• **Task details**: Give the data below again exactly as it stands. Omit the pictures.

• **Recorded information**:
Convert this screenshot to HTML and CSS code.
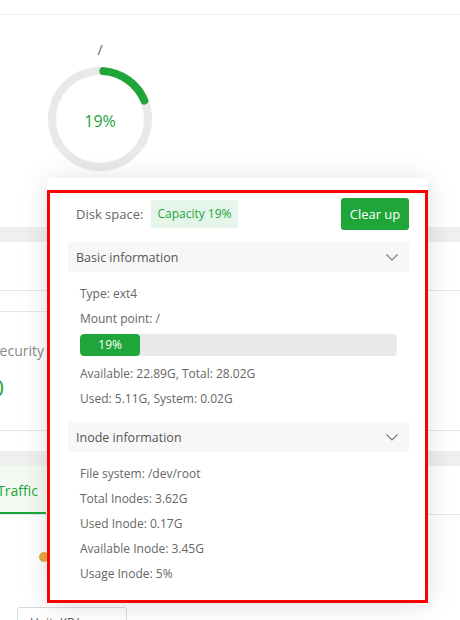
FILE: index.html
```html
<!DOCTYPE html>
<html lang="en">
<head>
<meta charset="utf-8">
<title>Disk</title>
<link rel="stylesheet" href="styles.css">
</head>
<body>
<div class="page">
  <div class="topbar"></div>
  <div class="disk-panel">
    <div class="disk-item">
      <div class="disk-path">/</div>
      <div class="ring">
        <svg class="ring-svg" width="104" height="104" viewBox="0 0 104 104">
          <circle cx="52" cy="52" r="48" fill="none" stroke="#e9e9e9" stroke-width="8"/>
          <circle cx="52" cy="52" r="48" fill="none" stroke="#20a53a" stroke-width="8" stroke-linecap="round" stroke-dasharray="53 400" transform="rotate(-86 52 52)"/>
        </svg>
        <span class="ring-text">19%</span>
      </div>
    </div>
  </div>
  <div class="band"></div>
  <div class="sec1"></div>
  <div class="sec2">
    <div class="sub-head"></div>
    <div class="clip-col"><span class="sec-label">Security</span></div>
    <div class="clip-col num-col"><span class="sec-num">0</span></div>
  </div>
  <div class="gap"></div>
  <div class="band"></div>
  <div class="tabs">
    <div class="tab-active"><span>Traffic</span></div>
  </div>
  <div class="chart">
    <div class="legend-row"><span class="dot"></span></div>
    <div class="unit-btn">Unit: KB/s <span class="caret"></span></div>
  </div>

  <div class="popover">
    <div class="pop-body">
      <div class="pop-head">
        <div class="pop-title">
          <span class="pop-label">Disk space:</span>
          <span class="badge">Capacity 19%</span>
        </div>
        <button class="btn-green">Clear up</button>
      </div>
      <div class="coll">
        <div class="coll-head">
          <span>Basic information</span>
          <svg class="chev" width="12" height="7" viewBox="0 0 12 7"><polyline points="0.5,0.5 6,6 11.5,0.5" fill="none" stroke="#777" stroke-width="1.1"/></svg>
        </div>
        <div class="coll-body">
          <div class="line">Type: ext4</div>
          <div class="line">Mount point: /</div>
          <div class="bar"><div class="bar-fill" style="width:19%">19%</div></div>
          <div class="line line-after-bar">Available: 22.89G, Total: 28.02G</div>
          <div class="line">Used: 5.11G, System: 0.02G</div>
        </div>
      </div>
      <div class="coll coll-2">
        <div class="coll-head">
          <span>Inode information</span>
          <svg class="chev" width="12" height="7" viewBox="0 0 12 7"><polyline points="0.5,0.5 6,6 11.5,0.5" fill="none" stroke="#777" stroke-width="1.1"/></svg>
        </div>
        <div class="coll-body">
          <div class="line">File system: /dev/root</div>
          <div class="line">Total Inodes: 3.62G</div>
          <div class="line">Used Inode: 0.17G</div>
          <div class="line">Available Inode: 3.45G</div>
          <div class="line">Usage Inode: 5%</div>
        </div>
      </div>
    </div>
  </div>
</div>
</body>
</html>
```

FILE: styles.css
```css
* { box-sizing: border-box; }
html, body { margin: 0; padding: 0; background: #fff; }
body {
  font-family: "Open Sans", "Noto Sans", "Liberation Sans", sans-serif;
  font-size: 12px;
  color: #666;
}
.page {
  position: relative;
  width: 460px;
  height: 620px;
  overflow: hidden;
}
.topbar {
  height: 15px;
  border-bottom: 1px solid #ececec;
}
.disk-panel {
  height: 212px;
}
.disk-item {
  margin-left: 48px;
  width: 104px;
  padding-top: 27px;
  display: flex;
  flex-direction: column;
  align-items: center;
}
.disk-path {
  font-size: 14px;
  line-height: 16px;
  color: #666;
}
.ring {
  margin-top: 9px;
  display: grid;
  place-items: center;
}
.ring-svg, .ring-text { grid-area: 1 / 1; }
.ring-text {
  padding-top: 3px;
  font-size: 16px;
  color: #20a53a;
}
.band {
  height: 15px;
  background: #efefef;
}
.sec1 {
  height: 49px;
  border-bottom: 1px solid #e8e8e8;
}
.sec2 {
  height: 140px;
  border-bottom: 1px solid #e8e8e8;
}
.sub-head {
  width: 240px;
  height: 21px;
  border-bottom: 1px solid #e8e8e8;
}
.clip-col {
  width: 44px;
  display: flex;
  justify-content: flex-end;
  overflow: hidden;
  white-space: nowrap;
}
.num-col { width: 4px; }
.sec-label {
  margin-top: 29px;
  font-size: 14px;
  line-height: 20px;
  color: #888;
}
.sec-num {
  margin-top: 12px;
  font-size: 22px;
  line-height: 28px;
  color: #20a53a;
}
.gap { height: 20px; }
.tabs {
  height: 49px;
  border-bottom: 1px solid #e4e7ed;
}
.tab-active {
  width: 46px;
  height: 48px;
  background: #f3faf4;
  border-bottom: 2px solid #20a53a;
  display: flex;
  justify-content: flex-end;
  align-items: center;
  padding: 3px 8px 0 0;
  overflow: hidden;
  white-space: nowrap;
  font-size: 14px;
  color: #20a53a;
}
.chart {
  padding-top: 37px;
}
.legend-row {
  padding-left: 39px;
  height: 10px;
}
.dot {
  display: block;
  width: 10px;
  height: 10px;
  border-radius: 50%;
  background: #e9aa3f;
}
.unit-btn {
  margin-top: 45px;
  margin-left: 17px;
  width: 110px;
  height: 28px;
  border: 1px solid #d9d9d9;
  border-radius: 3px;
  padding: 6px 12px;
  font-size: 12px;
  color: #555;
}

/* popover */
.popover {
  position: absolute;
  left: 47px;
  top: 178px;
  width: 381px;
  padding-top: 12px;
  background: #fff;
  border-radius: 4px;
  box-shadow: 0 2px 28px rgba(0, 0, 0, 0.13);
}
.pop-body {
  border: 3px solid #ff0000;
  padding: 5px 16px 14px 18px;
}
.pop-head {
  display: flex;
  justify-content: space-between;
  align-items: center;
  height: 32px;
}
.pop-title {
  display: flex;
  align-items: center;
  padding-left: 8px;
  gap: 8px;
}
.pop-label {
  font-size: 13px;
  color: #666;
}
.badge {
  background: #e6f5e9;
  color: #20a53a;
  height: 28px;
  line-height: 28px;
  padding: 0 6px;
  border-radius: 2px;
  font-size: 12px;
}
.btn-green {
  width: 68px;
  height: 32px;
  background: #20a53a;
  color: #fff;
  border: none;
  border-radius: 3px;
  font-family: inherit;
  font-size: 13px;
  padding: 0;
}
.coll { margin-top: 12px; }
.coll-2 { margin-top: 11px; }
.coll-head {
  height: 30px;
  background: #f7f7f7;
  display: flex;
  align-items: center;
  justify-content: space-between;
  padding: 0 11px 0 8px;
  font-size: 12.5px;
  color: #555;
}
.coll-body {
  padding: 9px 12px 0;
}
.line {
  line-height: 25px;
  font-size: 12px;
  color: #666;
}
.line-after-bar { margin-top: 5px; }
.bar {
  margin-top: 3px;
  height: 22px;
  background: #e9e9e9;
  border-radius: 4px;
  overflow: hidden;
}
.bar-fill {
  height: 22px;
  background: #20a53a;
  border-radius: 4px;
  color: #fff;
  font-size: 12px;
  line-height: 22px;
  text-align: center;
}
```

• **Complete output**:
Convert this screenshot to HTML and CSS code.
FILE: index.html
```html
<!DOCTYPE html>
<html lang="en">
<head>
<meta charset="utf-8">
<title>Disk</title>
<link rel="stylesheet" href="styles.css">
</head>
<body>
<div class="page">
  <div class="topbar"></div>
  <div class="disk-panel">
    <div class="disk-item">
      <div class="disk-path">/</div>
      <div class="ring">
        <svg class="ring-svg" width="104" height="104" viewBox="0 0 104 104">
          <circle cx="52" cy="52" r="48" fill="none" stroke="#e9e9e9" stroke-width="8"/>
          <circle cx="52" cy="52" r="48" fill="none" stroke="#20a53a" stroke-width="8" stroke-linecap="round" stroke-dasharray="53 400" transform="rotate(-86 52 52)"/>
        </svg>
        <span class="ring-text">19%</span>
      </div>
    </div>
  </div>
  <div class="band"></div>
  <div class="sec1"></div>
  <div class="sec2">
    <div class="sub-head"></div>
    <div class="clip-col"><span class="sec-label">Security</span></div>
    <div class="clip-col num-col"><span class="sec-num">0</span></div>
  </div>
  <div class="gap"></div>
  <div class="band"></div>
  <div class="tabs">
    <div class="tab-active"><span>Traffic</span></div>
  </div>
  <div class="chart">
    <div class="legend-row"><span class="dot"></span></div>
    <div class="unit-btn">Unit: KB/s <span class="caret"></span></div>
  </div>

  <div class="popover">
    <div class="pop-body">
      <div class="pop-head">
        <div class="pop-title">
          <span class="pop-label">Disk space:</span>
          <span class="badge">Capacity 19%</span>
        </div>
        <button class="btn-green">Clear up</button>
      </div>
      <div class="coll">
        <div class="coll-head">
          <span>Basic information</span>
          <svg class="chev" width="12" height="7" viewBox="0 0 12 7"><polyline points="0.5,0.5 6,6 11.5,0.5" fill="none" stroke="#777" stroke-width="1.1"/></svg>
        </div>
        <div class="coll-body">
          <div class="line">Type: ext4</div>
          <div class="line">Mount point: /</div>
          <div class="bar"><div class="bar-fill" style="width:19%">19%</div></div>
          <div class="line line-after-bar">Available: 22.89G, Total: 28.02G</div>
          <div class="line">Used: 5.11G, System: 0.02G</div>
        </div>
      </div>
      <div class="coll coll-2">
        <div class="coll-head">
          <span>Inode information</span>
          <svg class="chev" width="12" height="7" viewBox="0 0 12 7"><polyline points="0.5,0.5 6,6 11.5,0.5" fill="none" stroke="#777" stroke-width="1.1"/></svg>
        </div>
        <div class="coll-body">
          <div class="line">File system: /dev/root</div>
          <div class="line">Total Inodes: 3.62G</div>
          <div class="line">Used Inode: 0.17G</div>
          <div class="line">Available Inode: 3.45G</div>
          <div class="line">Usage Inode: 5%</div>
        </div>
      </div>
    </div>
  </div>
</div>
</body>
</html>
```

FILE: styles.css
```css
* { box-sizing: border-box; }
html, body { margin: 0; padding: 0; background: #fff; }
body {
  font-family: "Open Sans", "Noto Sans", "Liberation Sans", sans-serif;
  font-size: 12px;
  color: #666;
}
.page {
  position: relative;
  width: 460px;
  height: 620px;
  overflow: hidden;
}
.topbar {
  height: 15px;
  border-bottom: 1px solid #ececec;
}
.disk-panel {
  height: 212px;
}
.disk-item {
  margin-left: 48px;
  width: 104px;
  padding-top: 27px;
  display: flex;
  flex-direction: column;
  align-items: center;
}
.disk-path {
  font-size: 14px;
  line-height: 16px;
  color: #666;
}
.ring {
  margin-top: 9px;
  display: grid;
  place-items: center;
}
.ring-svg, .ring-text { grid-area: 1 / 1; }
.ring-text {
  padding-top: 3px;
  font-size: 16px;
  color: #20a53a;
}
.band {
  height: 15px;
  background: #efefef;
}
.sec1 {
  height: 49px;
  border-bottom: 1px solid #e8e8e8;
}
.sec2 {
  height: 140px;
  border-bottom: 1px solid #e8e8e8;
}
.sub-head {
  width: 240px;
  height: 21px;
  border-bottom: 1px solid #e8e8e8;
}
.clip-col {
  width: 44px;
  display: flex;
  justify-content: flex-end;
  overflow: hidden;
  white-space: nowrap;
}
.num-col { width: 4px; }
.sec-label {
  margin-top: 29px;
  font-size: 14px;
  line-height: 20px;
  color: #888;
}
.sec-num {
  margin-top: 12px;
  font-size: 22px;
  line-height: 28px;
  color: #20a53a;
}
.gap { height: 20px; }
.tabs {
  height: 49px;
  border-bottom: 1px solid #e4e7ed;
}
.tab-active {
  width: 46px;
  height: 48px;
  background: #f3faf4;
  border-bottom: 2px solid #20a53a;
  display: flex;
  justify-content: flex-end;
  align-items: center;
  padding: 3px 8px 0 0;
  overflow: hidden;
  white-space: nowrap;
  font-size: 14px;
  color: #20a53a;
}
.chart {
  padding-top: 37px;
}
.legend-row {
  padding-left: 39px;
  height: 10px;
}
.dot {
  display: block;
  width: 10px;
  height: 10px;
  border-radius: 50%;
  background: #e9aa3f;
}
.unit-btn {
  margin-top: 45px;
  margin-left: 17px;
  width: 110px;
  height: 28px;
  border: 1px solid #d9d9d9;
  border-radius: 3px;
  padding: 6px 12px;
  font-size: 12px;
  color: #555;
}

/* popover */
.popover {
  position: absolute;
  left: 47px;
  top: 178px;
  width: 381px;
  padding-top: 12px;
  background: #fff;
  border-radius: 4px;
  box-shadow: 0 2px 28px rgba(0, 0, 0, 0.13);
}
.pop-body {
  border: 3px solid #ff0000;
  padding: 5px 16px 14px 18px;
}
.pop-head {
  display: flex;
  justify-content: space-between;
  align-items: center;
  height: 32px;
}
.pop-title {
  display: flex;
  align-items: center;
  padding-left: 8px;
  gap: 8px;
}
.pop-label {
  font-size: 13px;
  color: #666;
}
.badge {
  background: #e6f5e9;
  color: #20a53a;
  height: 28px;
  line-height: 28px;
  padding: 0 6px;
  border-radius: 2px;
  font-size: 12px;
}
.btn-green {
  width: 68px;
  height: 32px;
  background: #20a53a;
  color: #fff;
  border: none;
  border-radius: 3px;
  font-family: inherit;
  font-size: 13px;
  padding: 0;
}
.coll { margin-top: 12px; }
.coll-2 { margin-top: 11px; }
.coll-head {
  height: 30px;
  background: #f7f7f7;
  display: flex;
  align-items: center;
  justify-content: space-between;
  padding: 0 11px 0 8px;
  font-size: 12.5px;
  color: #555;
}
.coll-body {
  padding: 9px 12px 0;
}
.line {
  line-height: 25px;
  font-size: 12px;
  color: #666;
}
.line-after-bar { margin-top: 5px; }
.bar {
  margin-top: 3px;
  height: 22px;
  background: #e9e9e9;
  border-radius: 4px;
  overflow: hidden;
}
.bar-fill {
  height: 22px;
  background: #20a53a;
  border-radius: 4px;
  color: #fff;
  font-size: 12px;
  line-height: 22px;
  text-align: center;
}
```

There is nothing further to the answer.